Link / reason for interference with mesh lite is stil not clear to me, any sugestions ?

I will report if long term test runs now without errors so that others can make use of this solution...

tswen commented 7 months ago

Hello, which module or chip are you using? You can perform tests using multiple devices simultaneously. Set different maximum transmission power (esp_wifi_set_max_tx_power) for each device's firmware and observe if there are any effects after reducing the transmission power. Additionally, are there any other interferences with the Wi-Fi antenna? If possible, please take a photo of the location where the Wi-Fi module is in the test product and send it to tiansenwen@espressif.com.

HWuest commented 7 months ago

Chip is an ESP32S2 mini Wemos Module.

Transmission power setting makes no difference, I tried that already

I use a bare module without interference on Wi-Fi antenna which is laying on my desk without any additional components/electronic connected.

After the above changes in ADC-read I'm back to the situation from the start of this issue, within 3 Days I got 3 times a reset (often over night). So this was no solution.

I've set up a fully new and clean IDF-project (no changes in sdkconfig beside an incresed TIMER_TASK_STACK_DEPTH of 4096) running a simple mesh lite network sending a message every 5 seconds to the parent (root) node using esp_mesh_lite_try_sending_msg (content boot count and boot reason) and stil geta reset around every 24 hours.
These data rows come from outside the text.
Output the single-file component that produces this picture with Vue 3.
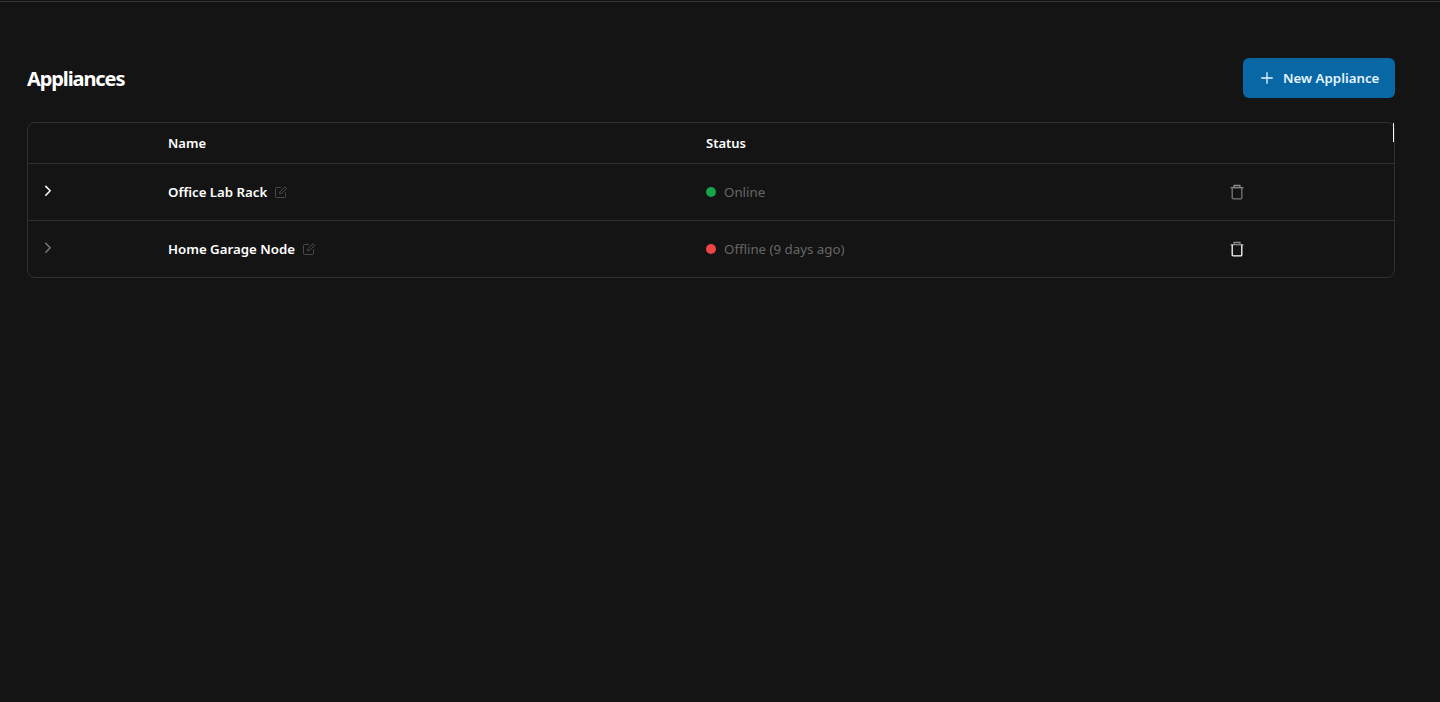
<script setup>
const rows = [
  { name: 'Office Lab Rack', status: 'Online', dot: 'green', chev: 'bright', trash: 'dim' },
  { name: 'Home Garage Node', status: 'Offline (9 days ago)', dot: 'red', chev: 'dim', trash: 'bright' },
]
</script>

<template>
  <div class="page">
    <div class="rule"></div>
    <div class="content">
      <header class="head">
        <h1>Appliances</h1>
        <button class="new">
          <svg class="plus" width="16" height="16" viewBox="0 0 16 16" fill="none" stroke="currentColor" stroke-width="1.3" stroke-linecap="round"><path d="M8 2.7v10.6M2.7 8h10.6" /></svg>
          <span>New Appliance</span>
        </button>
      </header>
      <div class="table">
        <i class="caret"></i>
        <div class="row top">
          <div></div>
          <div class="th">Name</div>
          <div class="th">Status</div>
          <div></div>
        </div>
        <div v-for="r in rows" :key="r.name" class="row body">
          <div class="chev" :class="r.chev">
            <svg width="16" height="16" viewBox="0 0 16 16" fill="none" stroke="currentColor" stroke-width="1.5" stroke-linecap="round" stroke-linejoin="round"><path d="M5.8 3.4 10.2 7.8 5.8 12.2" /></svg>
          </div>
          <div class="name">
            <span>{{ r.name }}</span>
            <svg class="edit" width="14" height="14" viewBox="0 0 14 14" fill="none" stroke="currentColor" stroke-width="1" stroke-linejoin="round"><path d="M7 2.5H2.5a1 1 0 0 0-1 1v8a1 1 0 0 0 1 1h8a1 1 0 0 0 1-1V7.5" /><path d="M5.5 8.8 6 6.8l5-5 1.6 1.6-5 5z" /></svg>
          </div>
          <div class="status">
            <b class="dot" :class="r.dot"></b>
            <span>{{ r.status }}</span>
          </div>
          <div class="trash" :class="r.trash">
            <svg width="16" height="16" viewBox="0 0 16 16" fill="none" stroke="currentColor" stroke-width="1.3" stroke-linejoin="round"><path d="M1.5 3.7h13" stroke="#8a8a8a" /><path d="M5 3.7V1.5h6v2.2" stroke="#8a8a8a" /><path d="M3.2 3.7v10.2a1 1 0 0 0 1 1h7.6a1 1 0 0 0 1-1V3.7" /></svg>
          </div>
        </div>
      </div>
    </div>
  </div>
</template>

<style>
html, body { margin: 0; background: #141414; }
</style>

<style scoped>
.page {
  height: 702px;
  box-sizing: border-box;
  padding-top: 1px;
  background: #141414;
  font-family: "Noto Sans", sans-serif;
  color: #fff;
}
.rule { height: 1px; background: #333; }
.content { padding: 56px 45px 0 27px; }
.head {
  display: flex;
  justify-content: space-between;
  align-items: center;
  height: 40px;
  margin-bottom: 24px;
}
h1 {
  margin: 0;
  font-size: 20px;
  font-weight: 700;
  letter-spacing: -1.1px;
}
.new {
  display: flex;
  align-items: center;
  gap: 8px;
  width: 152px;
  height: 40px;
  box-sizing: border-box;
  padding: 0 16px;
  border: 0;
  border-radius: 6px;
  background: #0868a6;
  color: #e6f4ff;
  font: 600 13.3px "Noto Sans", sans-serif;
  white-space: nowrap;
}
.plus { flex: none; }
.table {
  position: relative;
  border: 1px solid #303030;
  border-radius: 8px;
}
.caret {
  position: absolute;
  top: 0;
  right: 0;
  width: 1px;
  height: 19px;
  background: #fff;
}
.row {
  display: grid;
  grid-template-columns: 140px 538px 523px 1fr;
  align-items: center;
}
.top { height: 40px; }
.body { height: 56px; border-top: 1px solid #303030; }
.th { font-size: 13px; font-weight: 600; }
.name {
  display: flex;
  align-items: center;
  gap: 7px;
  font-size: 13.25px;
  font-weight: 600;
}
.edit { color: #4a4a4a; }
.chev { display: flex; padding-left: 12px; padding-bottom: 3px; }
.bright { color: #fff; }
.dim { color: #777; }
.status {
  display: flex;
  align-items: center;
  gap: 8px;
  font-size: 13.3px;
  line-height: 18px;
  color: #666;
}
.status span { position: relative; top: -0.5px; }
.dot {
  width: 10px;
  height: 10px;
  border-radius: 50%;
}
.green { background: #16a34a; }
.red { background: #ef4444; }
.trash { display: flex; }
</style>
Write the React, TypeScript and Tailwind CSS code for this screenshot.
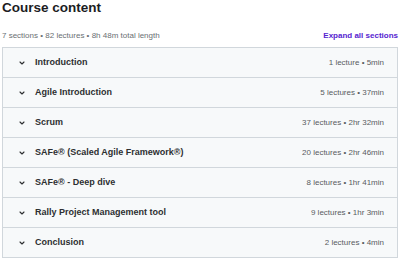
const sections = [
  { title: "Introduction", meta: "1 lecture • 5min" },
  { title: "Agile Introduction", meta: "5 lectures • 37min" },
  { title: "Scrum", meta: "37 lectures • 2hr 32min" },
  { title: "SAFe® (Scaled Agile Framework®)", meta: "20 lectures • 2hr 46min" },
  { title: "SAFe® - Deep dive", meta: "8 lectures • 1hr 41min" },
  { title: "Rally Project Management tool", meta: "9 lectures • 1hr 3min" },
  { title: "Conclusion", meta: "2 lectures • 4min" },
];

function Chevron() {
  return (
    <svg className="w-[6px] h-[4px] shrink-0 text-[#2d2f31]" viewBox="0 0 6 4" fill="none" stroke="currentColor">
      <path d="M1 1 L3 3 L5 1" strokeWidth={1.1} strokeLinecap="round" strokeLinejoin="round" />
    </svg>
  );
}

export default function App() {
  return (
    <div className="w-[400px] h-[259px] bg-white px-[2px] font-['Liberation_Sans',Arial,sans-serif] overflow-hidden">
      <h2 className="h-[16px] leading-[16px] text-[13.5px] font-bold text-[#1c1d1f]">Course content</h2>

      <div className="mt-[15px] h-[10px] flex items-center justify-between leading-[10px]">
        <span className="text-[8px] text-[#6a6f73]">7 sections • 82 lectures • 8h 48m total length</span>
        <button className="text-[8px] font-bold text-[#5624d0]">Expand all sections</button>
      </div>

      <div className="mt-[6px] border border-[#d1d7dc]">
        {sections.map((s, i) => {
          const last = i === sections.length - 1;
          return (
            <div
              key={s.title}
              className={`flex items-center bg-[#f7f9fa] pl-[16px] pr-[13px] ${last ? "h-[29px]" : "h-[30px] border-b border-[#d1d7dc]"}`}
            >
              <Chevron />
              <span className="ml-[10px] text-[9px] font-bold text-[#2d2f31]">{s.title}</span>
              <span className="ml-auto text-[8px] text-[#595c5f]">{s.meta}</span>
            </div>
          );
        })}
      </div>
    </div>
  );
}
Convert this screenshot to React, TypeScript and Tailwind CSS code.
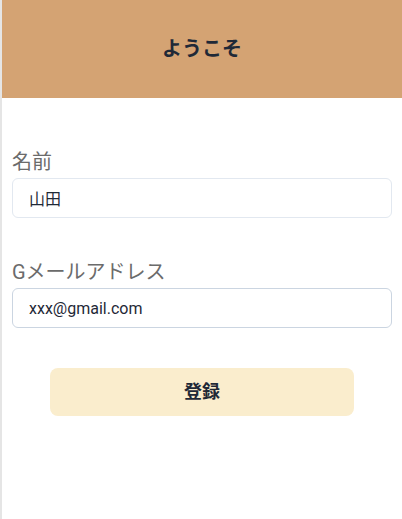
import React from "react";

export default function App() {
  return (
    <div
      className="min-h-[519px] border-l-2 border-[#e5e5e5] bg-white"
      style={{ fontFamily: 'Roboto, "Noto Sans CJK JP", sans-serif' }}
    >
      <header className="h-[98px] bg-[#d4a373] flex items-center justify-center">
        <h1 className="text-xl font-bold text-[#1f2937]">ようこそ</h1>
      </header>
      <form className="px-[10px] pt-[50px]">
        <div>
          <label className="block text-xl leading-7 text-[#6b6b6b] mb-0.5">名前</label>
          <input
            className="w-full h-10 rounded-md border border-[#e2e8f0] px-4 text-base text-[#1f2937] outline-none"
            defaultValue="山田"
          />
        </div>
        <div className="mt-10">
          <label className="block text-xl leading-7 text-[#6b6b6b] mb-0.5">Gメールアドレス</label>
          <input
            className="w-full h-10 rounded-md border border-[#cbd5e1] px-4 text-base text-[#1f2937] outline-none"
            defaultValue="xxx@gmail.com"
          />
        </div>
        <div className="mt-10 flex justify-center">
          <button
            type="button"
            className="w-4/5 h-12 rounded-lg bg-[#faedcd] text-lg font-bold text-[#1f2937]"
          >
            登録
          </button>
        </div>
      </form>
    </div>
  );
}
I run a test with increased communication rate of 100ms and without any USB-Log-Messages to see if the time between resets changes with higher communication rate. It started directly with some restes within the first minutes but now runs already for more than 10 minutes without (behaviour is extreamly variable). I tried blocking the communication and releasing it (shielding the antenna of the module) to simulate communication interrupts, no effect...

I will wait some more time and try to find out which situation couses the behaviour (without a way to force the error regularily I think we have no chance to find the couse).